As many metal scribes have pointed out, part of death metal’s obsession with aggression and brutality has involved the sad sidelining of mood and atmosphere for the most part. Hell, if you want to make dark and disturbing death metal, you have to resort to clock masks and executioner hoods (hey, you think they like Incantation at all?) Incantation let the sicklier and more perverse elements of death metal breathe: the slow blasts on “Progeny of Tyranny” make the hellish descent of John McEntee’s playing that much more insistent and present. While (really fucking great) heavyweights like Hate Eternal and Origin make the extremes of extreme metal out to be the product of finely polished and downright inhuman talent, Incantation’s approach is tangible, making it all the more disturbing: this sort of darkness is something you, with enough practice, could create on your own. But would you want to? The band’s vision of darkness is relatable, which casts an unflattering light on what’s wrong with you (you sick fuck).

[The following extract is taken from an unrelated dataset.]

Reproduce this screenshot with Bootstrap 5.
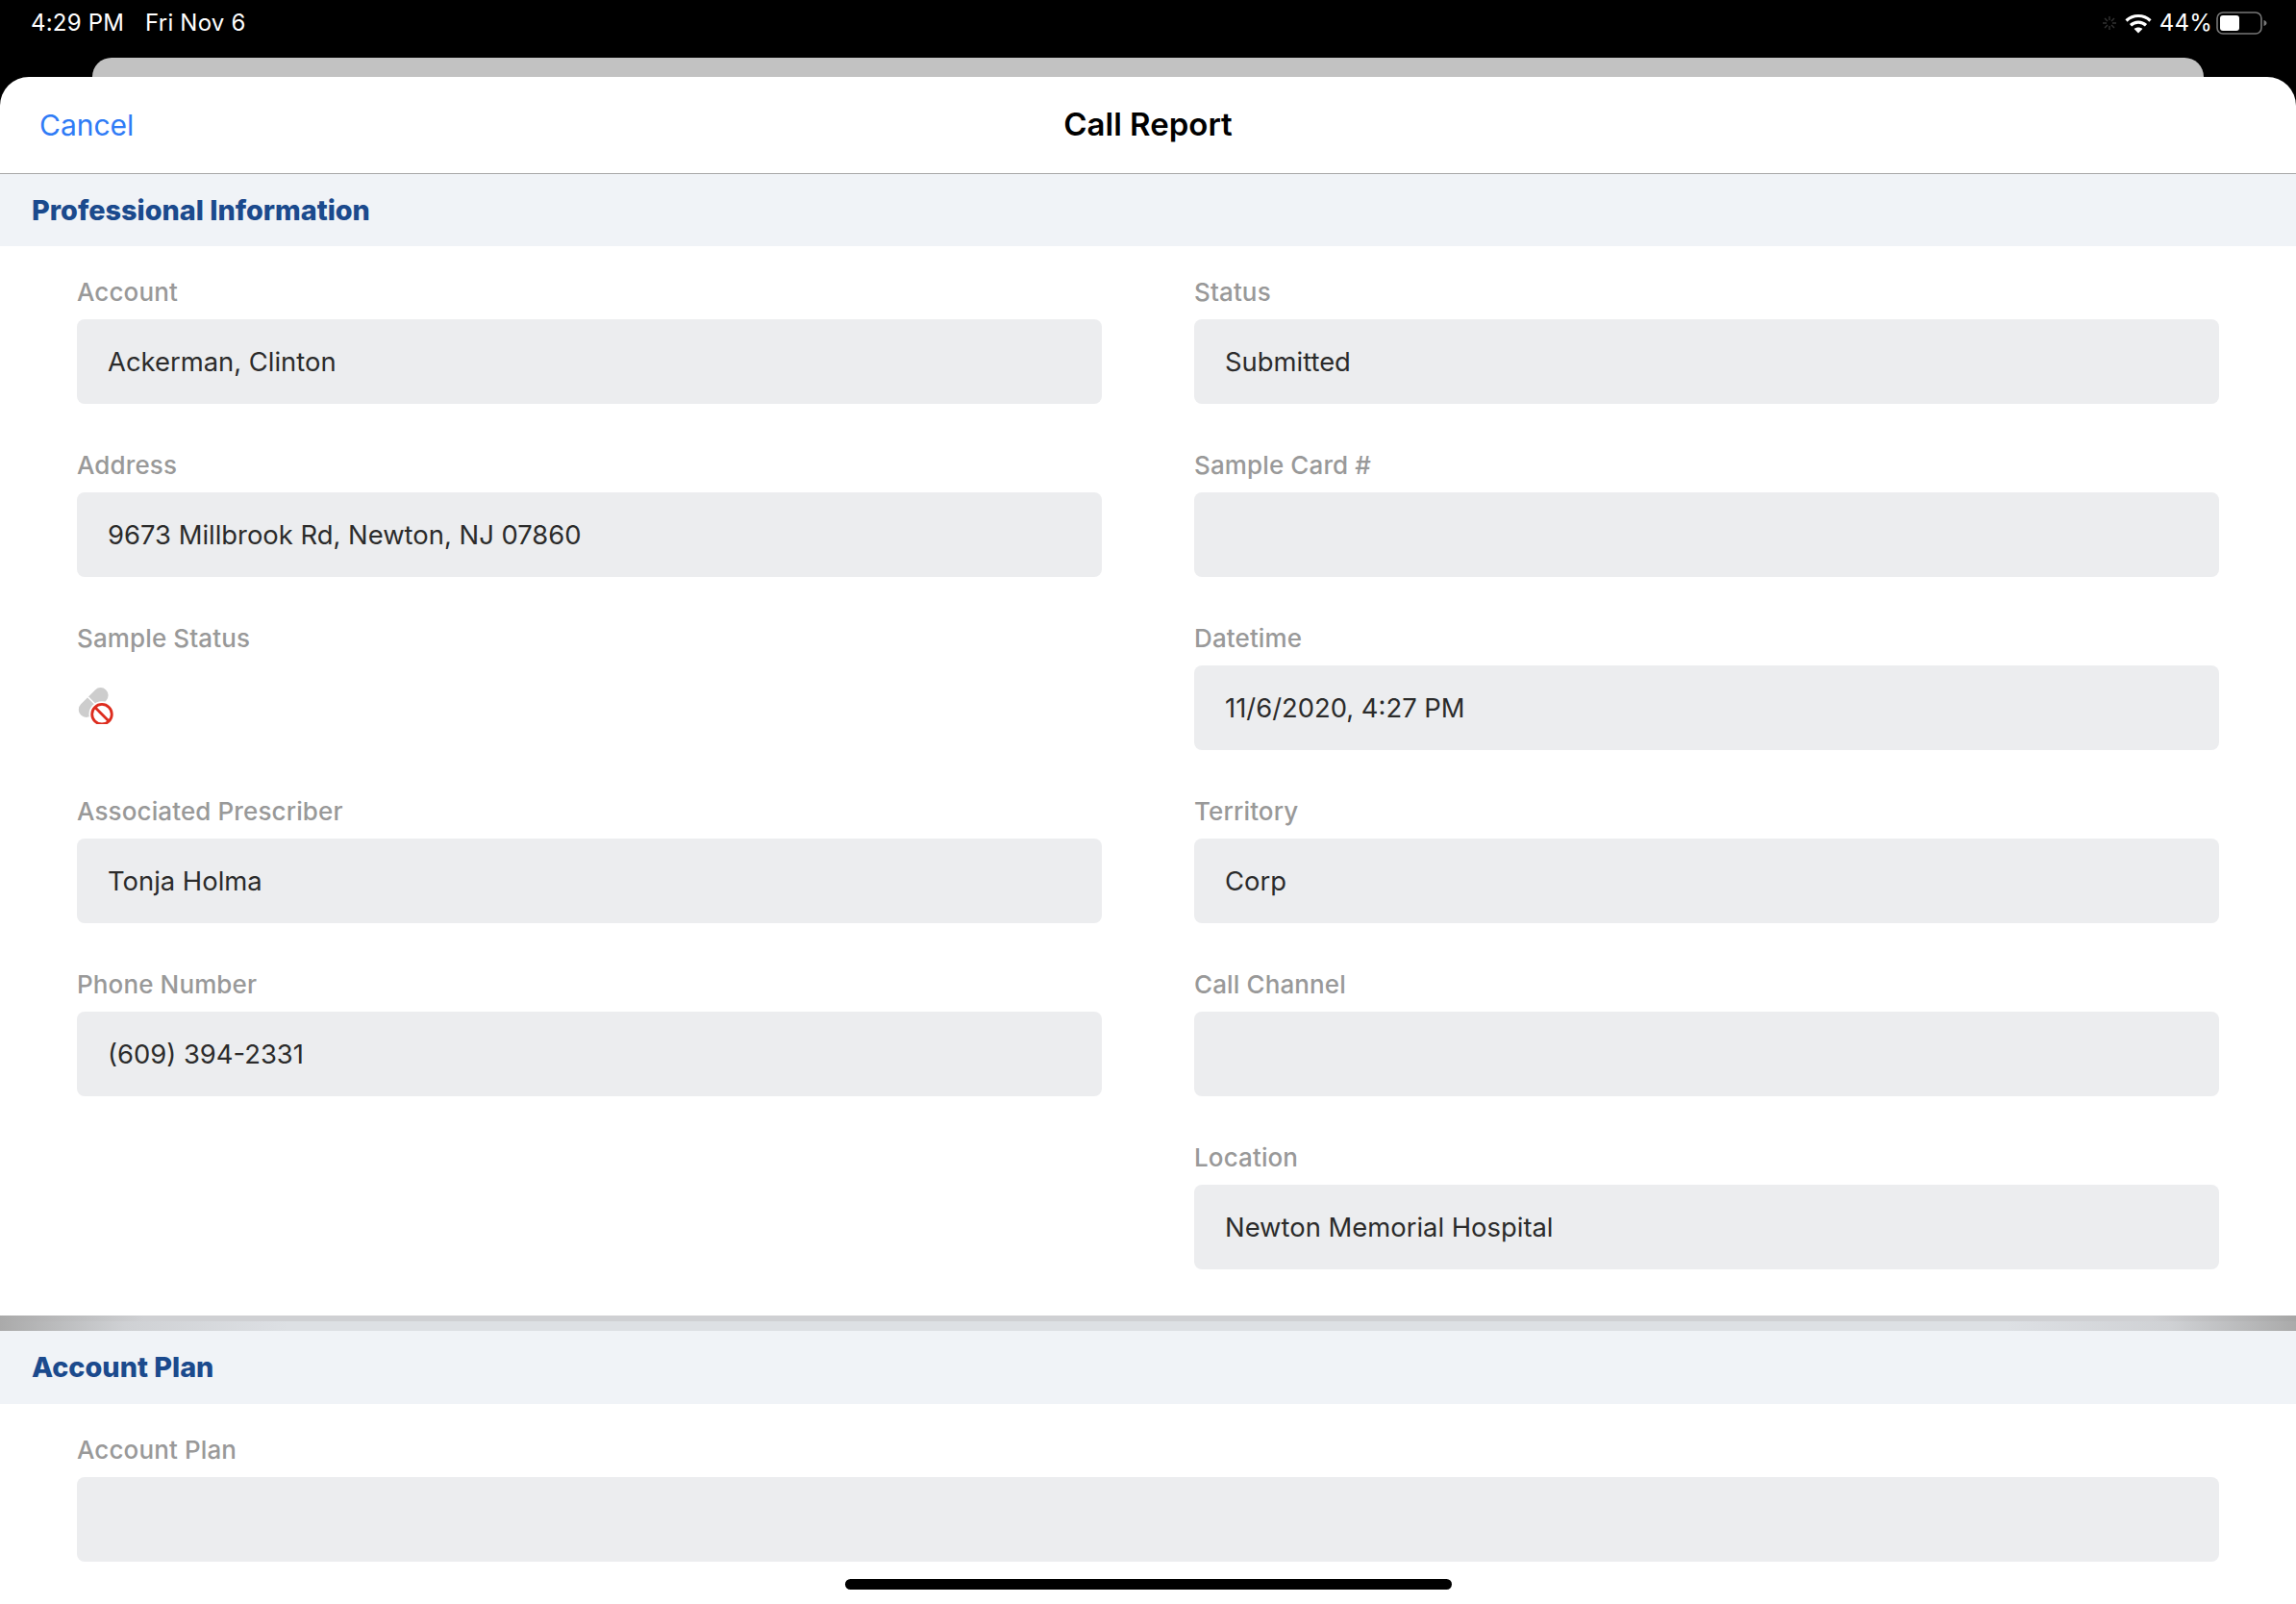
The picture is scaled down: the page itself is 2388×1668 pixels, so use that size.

But while their close relatives Autopsy also thrive in the slow and filthy, Incantation focus more on the infinite darkness of their surroundings instead of their immediate grime. Not that the band aren’t grimy or averse to long, plodding doom passages, but their brand of darkness is unique to their OG DM peers. McEntee’s growl has held up incredibly well, coming off like a gurgling ringmaster to the sulfur-scented wraiths playing the music beneath him. The band are in top form as well: drummer Kyle Severn can slow it down but still throw in a technically impressive fill, and McEntee and Alex Bouks harness simultaneously epic and deformed riffs masterfully. Opener “Invoked Infinity” is a statement of purpose for the latter: starting out with thrashy staccato chords that segue into an ascending/descending riff that goes on a clip too long, then ducking into Morbid Angel-style grooves and the brief, flashy solo into which the song eventually collapses. It’s a tribute to the genre in which they started and a reminder of what the genre owes them.

From there, the album hurtles down a reasonably fast middle path, wanders down weird, mid-paced alleys and occasionally writhes in sloooooow, doomy gutters. Closer “Legion of Dis” spends five-plus minutes slowly unraveling into formless heap of multi-layered rambling and feedback, while the deceptively inviting drumbeat that starts “Transcend Into Absolute Dissolution” helps guide the song through its sludgy limp from beginning to end. At a little over an hour, Vanquish in Vengeance is a fine display of death metal at its most primitive, elemental darkness. While its melodramatic cousin black metal may have a better hold on atmosphere, Incantation sure as shit do what they can to compete. After two decades’ worth of albums and a positively legendary number of lineup changes, the band are still as vital as ever. Guys who play faster eventually flame out when grappling with the restrictions of age; Incantation will no doubt get better the closer they come to the inevitability of death.